Perhaps nowhere is the transformation more urgently needed than in the supply chain. Grocers are rethinking their entire approach to sourcing, logistics, and fulfillment.

“Legacy supply chains were built for cost optimization, not resilience,” Glassman notes. “Digital transformation means shifting to visibility-first architectures.” Cloud-based supply chain control towers offer grocers end-to-end transparency, while digital twins-virtual models of physical supply chains-enable scenario simulations to prepare for disruptions before they happen.

“If a port shuts down or a supplier region is destabilized, a grocer with digital twin capability can reroute, reallocate, and recover faster than the competition. It’s a decisive advantage.”

Traceability technologies, like blockchain and IoT sensors, are becoming table stakes. With food safety and regulatory scrutiny on the rise, grocers need granular, real-time visibility into product provenance and chain of custody.

Strategic Resilience: Scenario Planning and Diversification

Beyond tools and tech, strategy itself must evolve. Glassman advocates for scenario-based planning, dynamic inventory modeling, and supplier diversification as key pillars of resilience.

“You can’t make one forecast and hope for the best,” she says. “Retailers should be running multi-variable scenarios constantly, modeling tariff increases, shipping delays, even black swan events.”

Dynamic inventory modeling uses AI to calculate optimal safety stock levels based on risk volatility and lead time variability. This ensures that stock is available when needed without ballooning carrying costs.

Supplier diversification is equally vital. Many retailers, Glassman notes, are now qualifying multiple suppliers for critical SKUs and regionalizing procurement to mitigate geopolitical risks.

“One region goes offline? You shift to another. You can’t over-invest in single-source dependency anymore. It’s not a savings-it’s a liability.”

The Future: Omnichannel, Data Fluency, and Consumer-Centric Design

Looking ahead, transformation must extend beyond backend systems. Consumer expectations are evolving, and grocers must meet them with personalized, omnichannel experiences.

“Grocery shoppers today expect value, convenience, and transparency – all delivered seamlessly across physical and digital touchpoints,” Glassman says.

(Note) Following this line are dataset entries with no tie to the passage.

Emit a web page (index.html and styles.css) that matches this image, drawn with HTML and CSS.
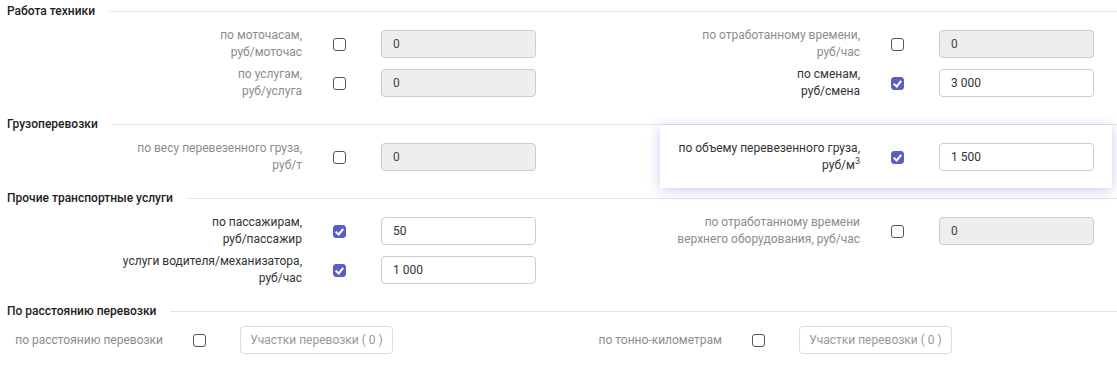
FILE: index.html
```html
<!DOCTYPE html>
<html>
<head>
    <title>Тарифы</title>
    <link rel="stylesheet" href="styles.css">
</head>
<body>
    <div class="section">
        <div class="section-head"><span>Работа техники</span></div>
        <div class="rows">
            <div class="row">
                <div class="lbl">по моточасам,<br>руб/моточас</div>
                <span class="cb"></span>
                <input class="field" value="0" disabled>
            </div>
            <div class="row">
                <div class="lbl">по отработанному времени,<br>руб/час</div>
                <span class="cb"></span>
                <input class="field" value="0" disabled>
            </div>
            <div class="row">
                <div class="lbl">по услугам,<br>руб/услуга</div>
                <span class="cb"></span>
                <input class="field" value="0" disabled>
            </div>
            <div class="row">
                <div class="lbl on">по сменам,<br>руб/смена</div>
                <span class="cb checked"></span>
                <input class="field" value="3 000">
            </div>
        </div>
    </div>

    <div class="section">
        <div class="section-head"><span>Грузоперевозки</span></div>
        <div class="rows">
            <div class="row">
                <div class="lbl">по весу перевезенного груза,<br>руб/т</div>
                <span class="cb"></span>
                <input class="field" value="0" disabled>
            </div>
            <div class="row hover">
                <div class="lbl on">по объему перевезенного груза,<br>руб/м<sup>3</sup></div>
                <span class="cb checked"></span>
                <input class="field" value="1 500">
            </div>
        </div>
    </div>

    <div class="section">
        <div class="section-head"><span>Прочие транспортные услуги</span></div>
        <div class="rows">
            <div class="row">
                <div class="lbl on">по пассажирам,<br>руб/пассажир</div>
                <span class="cb checked"></span>
                <input class="field" value="50">
            </div>
            <div class="row">
                <div class="lbl">по отработанному времени<br>верхнего оборудования, руб/час</div>
                <span class="cb"></span>
                <input class="field" value="0" disabled>
            </div>
            <div class="row">
                <div class="lbl on">услуги водителя/механизатора,<br>руб/час</div>
                <span class="cb checked"></span>
                <input class="field" value="1 000">
            </div>
        </div>
    </div>

    <div class="section">
        <div class="section-head"><span>По расстоянию перевозки</span></div>
        <div class="rows">
            <div class="row short">
                <div class="lbl">по расстоянию перевозки</div>
                <span class="cb"></span>
                <button class="parts">Участки перевозки ( 0 )</button>
            </div>
            <div class="row short">
                <div class="lbl">по тонно-километрам</div>
                <span class="cb"></span>
                <button class="parts">Участки перевозки ( 0 )</button>
            </div>
        </div>
    </div>
</body>
</html>
```

FILE: styles.css
```css
body { margin: 0; font-family: Roboto, "Liberation Sans", sans-serif; font-size: 12px; color: #333; background: #fff; }
.section { margin-bottom: 12px; }
.section-head { display: flex; align-items: center; height: 22px; padding-left: 7px; font-weight: 500; color: #222; }
.section-head::after { content: ""; flex: 1; height: 1px; background: #e4e4e4; margin-left: 14px; }
.rows { display: grid; grid-template-columns: 559px 558px; row-gap: 3px; margin-top: 4px; }
.row { display: flex; align-items: center; height: 36px; padding-right: 23px; }
.lbl { flex: 1; text-align: right; line-height: 17px; color: #8c8c8c; }
.lbl.on { color: #333; }
.lbl sup { font-size: 9px; line-height: 0; vertical-align: 5px; }
.cb { width: 11px; height: 11px; border: 1px solid #555; border-radius: 3px; margin: 0 35px 0 31px; flex: none; position: relative; }
.cb.checked { background: #5b5ec6; border-color: #5b5ec6; }
.cb.checked::after { content: ""; position: absolute; left: 3px; top: 1px; width: 3px; height: 6px; border: solid #fff; border-width: 0 2px 2px 0; transform: rotate(40deg); }
.field { width: 155px; height: 28px; box-sizing: border-box; border: 1px solid #ccc; border-radius: 4px; padding: 0 11px; font: inherit; color: #333; background: #fff; outline: none; }
.field:disabled { background: #eee; color: #444; }
.row.hover { background: #fff; margin: -14px 5px -13px 101px; padding: 14px 18px 13px 0; box-shadow: 0 2px 12px rgba(70, 90, 210, 0.3); position: relative; z-index: 1; }
.row.short { height: 28px; padding-right: 0; }
.row.short .lbl { flex: none; width: 163px; }
.row.short .cb { margin: 0 34px 0 30px; }
.parts { width: 153px; height: 28px; border: 1px solid #ddd; border-radius: 4px; background: #fff; font: inherit; color: #999; padding: 0; }
```
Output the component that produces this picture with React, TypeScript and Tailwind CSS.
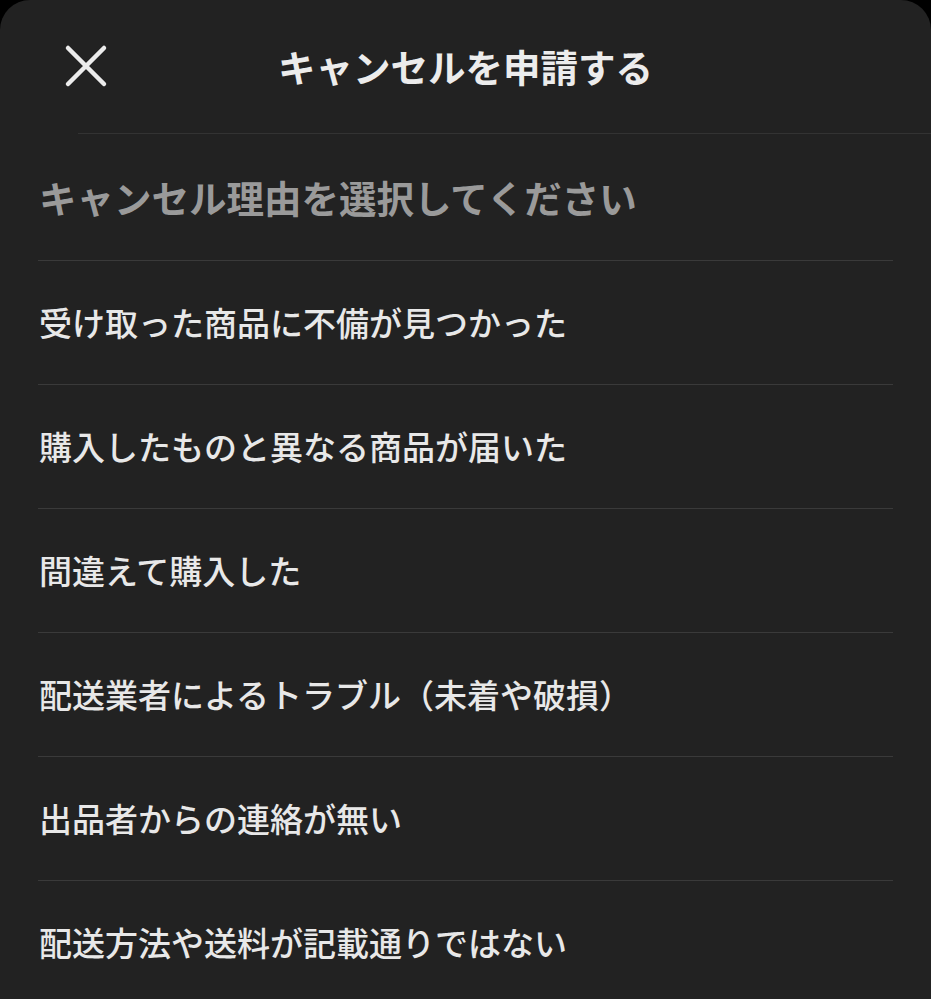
const reasons = [
  "受け取った商品に不備が見つかった",
  "購入したものと異なる商品が届いた",
  "間違えて購入した",
  "配送業者によるトラブル（未着や破損）",
  "出品者からの連絡が無い",
  "配送方法や送料が記載通りではない",
]

export default function App() {
  return (
    <div className="h-[999px] w-full overflow-hidden bg-black font-['Noto_Sans_CJK_JP',sans-serif]">
      <div className="h-full rounded-t-[30px] bg-[#222222]">
        {/* header */}
        <div className="relative flex h-[133px] items-center justify-center">
          <button className="absolute left-[62px] top-[42px] flex h-[48px] w-[48px] items-center justify-center">
            <svg width="46" height="46" viewBox="0 0 46 46" fill="none">
              <path d="M5 5L41 41M41 5L5 41" stroke="#ececec" strokeWidth="4.5" strokeLinecap="round" />
            </svg>
          </button>
          <h1 className="mt-[-2px] text-[37.5px] font-bold leading-none text-[#ececec]">キャンセルを申請する</h1>
        </div>
        <div className="ml-[78px] border-b border-[#333333]" />

        <div className="flex h-[126px] items-center px-[39px]">
          <h2 className="text-[37.5px] font-bold leading-none text-[#9a9a9a]">キャンセル理由を選択してください</h2>
        </div>

        <ul className="mx-[38px]">
          {reasons.map((r) => (
            <li key={r} className="flex h-[124px] items-center border-t border-[#3a3a3a] pl-[1px]">
              <span className="text-[33px] font-medium leading-none text-[#e8e8e8]">{r}</span>
            </li>
          ))}
        </ul>
      </div>
    </div>
  )
}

This means investing in digital shelf labels, mobile checkout, personalized promotions through AI, and integrating loyalty data to drive curated experiences.

“The future grocery retailer will be part technologist, part psychologist. Understanding your customer, predicting their behavior, and serving them in the most frictionless way possible, that’s the new frontier.”

Moreover, the rise of retail media networks presents an opportunity to monetize digital real estate, offering brands a platform to engage customers while creating a new revenue stream.

“It’s no longer just about selling food,” Glassman concludes. “It’s about creating ecosystems of value that serve both the customer and the bottom line.”

Final Thoughts

For grocers navigating the storm of economic and operational uncertainty, the call to action is clear. Transformation isn’t optional; it’s existential. Operational resilience is the ability to maintain essential functions despite unexpected disruptions, and it has become a strategic imperative in today’s grocery landscape. By embedding technology at the core of supply chain, store operations, and customer strategy, grocery retailers can turn volatility into a competitive advantage and build a more adaptable, future-proof enterprise.

As Glassman aptly puts it, “Disruption isn’t going away. The leading grocers aren’t trying to dodge it; they’re building the capability to thrive within it.”